You have worked with these angle concepts in past courses.
Let's refresh and enhance some basic facts about working with angles.

 If D lies in the interior of ∠ABC, then m∠ABD + m∠DBC = m∠ABC.

This concept may also be referred to as
"whole quantity" or "the whole is equal to the sum of its parts."

 Angle Bisector

 An angle bisector is a ray from the vertex of the angle into the interior of the angle forming two congruent angles.
 Remember that the word "bisect" means to cut into two equal measured pieces. m∠1 = m∠2

Note: You may see this definition say "two angles of equal measure", instead of "two congruent angles."
It depends on the textbook you are using.

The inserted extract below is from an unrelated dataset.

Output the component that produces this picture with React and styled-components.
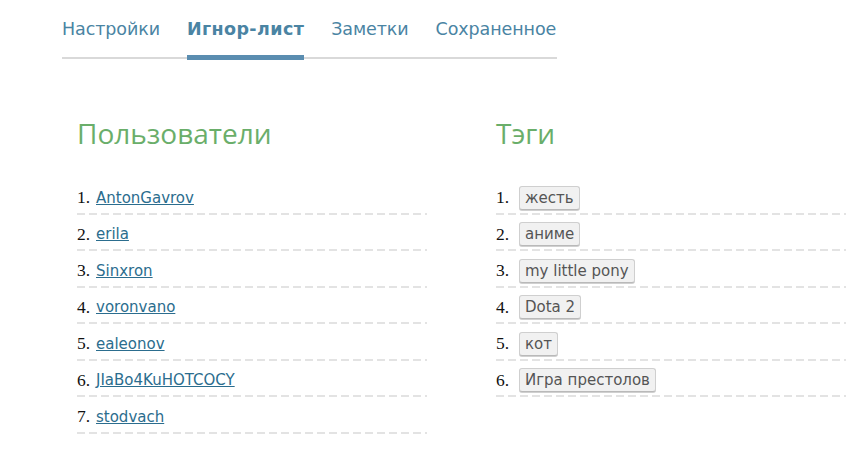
import React from 'react'
import styled, { createGlobalStyle } from 'styled-components'

const GlobalStyle = createGlobalStyle`
  body {
    margin: 0;
    background: #fff;
    font-family: "DejaVu Sans", Verdana, sans-serif;
  }
`

const users = ['AntonGavrov', 'erila', 'Sinxron', 'voronvano', 'ealeonov', 'JIaBo4KuHOTCOCY', 'stodvach']
const tags = ['жесть', 'аниме', 'my little pony', 'Dota 2', 'кот', 'Игра престолов']
const tabs = ['Настройки', 'Игнор-лист', 'Заметки', 'Сохраненное']

export default function App() {
    return (
        <Page>
            <GlobalStyle />
            <Nav>
                {tabs.map(t =>
                    <Tab key={t} active={t === 'Игнор-лист'}>{t}</Tab>
                )}
            </Nav>
            <Columns>
                <Column>
                    <Heading>Пользователи</Heading>
                    <List>
                        {users.map((u, i) =>
                            <Row key={u}>
                                <Num>{i + 1}.</Num>
                                <UserLink href="#">{u}</UserLink>
                            </Row>
                        )}
                    </List>
                </Column>
                <Column>
                    <Heading>Тэги</Heading>
                    <List>
                        {tags.map((t, i) =>
                            <Row key={t}>
                                <Num wide>{i + 1}.</Num>
                                <Tag>{t}</Tag>
                            </Row>
                        )}
                    </List>
                </Column>
            </Columns>
        </Page>
    )
}

const Page = styled.div`
padding: 17px 0 0 62px;
`

const Nav = styled.nav`
display: flex;
gap: 27px;
width: 495px;
border-bottom: 2px solid #d9d9d9;
`

const Tab = styled.div`
position: relative;
white-space: nowrap;
font-size: 17.5px;
line-height: 24px;
padding-bottom: 16px;
color: #4a84a3;
font-weight: ${p => p.active ? 'bold' : 'normal'};
letter-spacing: ${p => p.active ? '0.4px' : '-0.1px'};
cursor: pointer;
&::after {
    content: "";
    display: ${p => p.active ? 'block' : 'none'};
    position: absolute;
    left: 0;
    right: 0;
    bottom: -3px;
    height: 5px;
    background: #5a8db0;
}
`

const Columns = styled.div`
display: grid;
grid-template-columns: 350px 350px;
column-gap: 69px;
padding-left: 15px;
margin-top: 56px;
`

const Column = styled.section``

const Heading = styled.h2`
margin: 0 0 27px;
font-family: "Open Sans", sans-serif;
font-weight: 400;
font-size: 28px;
line-height: 36px;
color: #6aae6a;
`

const List = styled.div``

const Row = styled.div`
display: flex;
align-items: center;
height: 36.5px;
padding: 5px 0 2px;
box-sizing: border-box;
background: repeating-linear-gradient(to right, #e3e3e3 0 8px, transparent 8px 12px) left bottom / 100% 2px no-repeat;
`

const Num = styled.span`
font-family: "Liberation Serif", serif;
font-size: 17.5px;
color: #111;
width: ${p => p.wide ? '23px' : '19px'};
`

const UserLink = styled.a`
font-size: 15px;
color: #2b6d8e;
text-decoration: underline;
`

const Tag = styled.span`
display: inline-block;
font-size: 15px;
line-height: 18px;
padding: 2px 5px;
color: #555;
background: #f1f1f1;
border: 1px solid #cfcfcf;
border-bottom-color: #b9b9b9;
border-radius: 3px;
box-shadow: 0 1px 0 #d0d0d0;
`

 If a point lies anywhere on an angle bisector, that point is equidistant from the two sides of the bisected angle. DE = DF

 For constructions relating to bisect angles, go to Construct: Bisect Angles.

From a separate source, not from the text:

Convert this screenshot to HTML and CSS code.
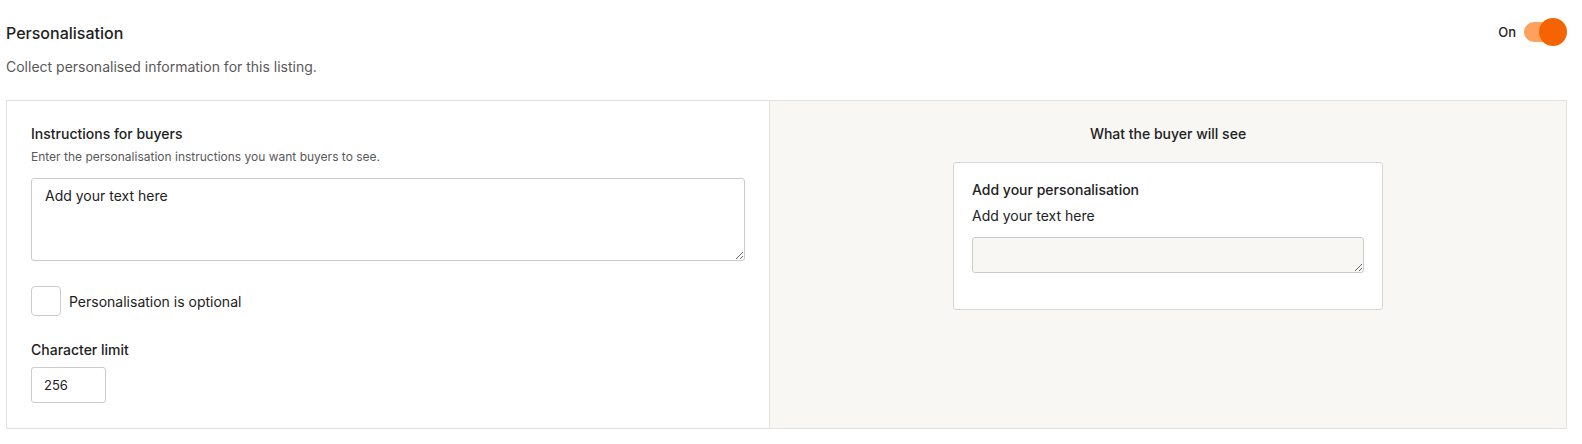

 Angles Forming a Straight Line

 If the non-shared sides of two, or more, adjacent angles form a straight line, the measures of the angles add up to 180º.
 m∠1 + m∠2 + m∠3 = 180º This is a "common sense" rule. A straight line is also a straight angle, which contains 180º. If these angles are adjacent (don't overlap), and their non-shared sides form a straight line, the angles comprise a straight angle which contains 180º.

 Angles Around a Point

 If two, or more, adjacent angles completely surround a point, the measures of the angles add up to 360º.
 m∠1 + m∠2 + m∠3 = 360º This is also a "common sense" rule. The complete revolution around a point is a circular 360º. If these angles are adjacent (don't overlap), and together they form one complete revolution, the measures of the angles will total 360º. You might also think of this concept in a setting where you have two straight angles on either side of a straight line (which will also total 360º).